Most pensioners are not poor. A few pensioners are rich. A significant number, 20 to 30 per cent, are poor and those are the pensioners who have missed out from the growth in rise of pension incomes that we have seen since 1978, 1979 and onwards. In other words, what we have seen is that the growth in pensioner incomes has widened and there has been more inequality within pensioner incomes, with medium income pensions too, than most of the rest of us have experienced.

The gap between rich and poor pensioners has increased substantially since 1979. The median net income of the top fifth has grown by 80 per cent. The median net income of the bottom fifth has grown by only 34 per cent. If you take single pensioners, the gap is even wider. For example, 28 per cent for the bottom fifth--much less than for the rest of us--but 76 per cent, much more than double, for the top fifth.

Faced with that situation, taking single pensioners where the income of the bottom fifth has grown by 28 per cent and the top fifth by 76 per cent, is it right, is it decent and is it proper that the same increase should go to all of them even though some of those pensioners, a fifth, have fallen behind the rest of us proportionately to their base and the top fifth have exceeded the base compared to the rest of us by double?

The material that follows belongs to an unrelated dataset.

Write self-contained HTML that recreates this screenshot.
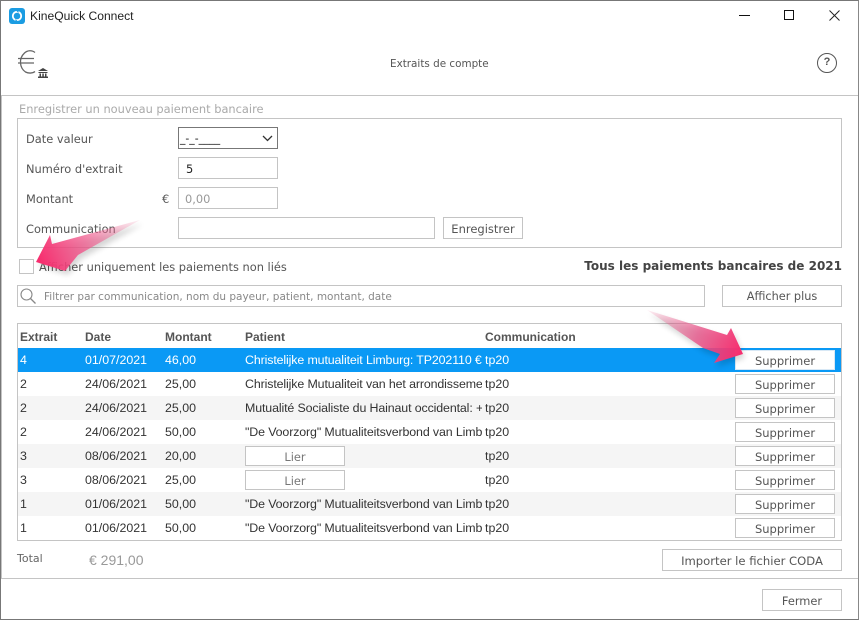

Is it right that we should treat them all the same? Should we give a little to everyone or should we say, what has happened since 1978-79 is that pension incomes have grown substantially for the great majority of pensioners but the 20 to 30 per cent who are on income related benefits have been left behind? I ask my friends in the name of socialism, what should you do? Give a little to everyone, irrespective of their financial need, or concentrate the help on those who need it most.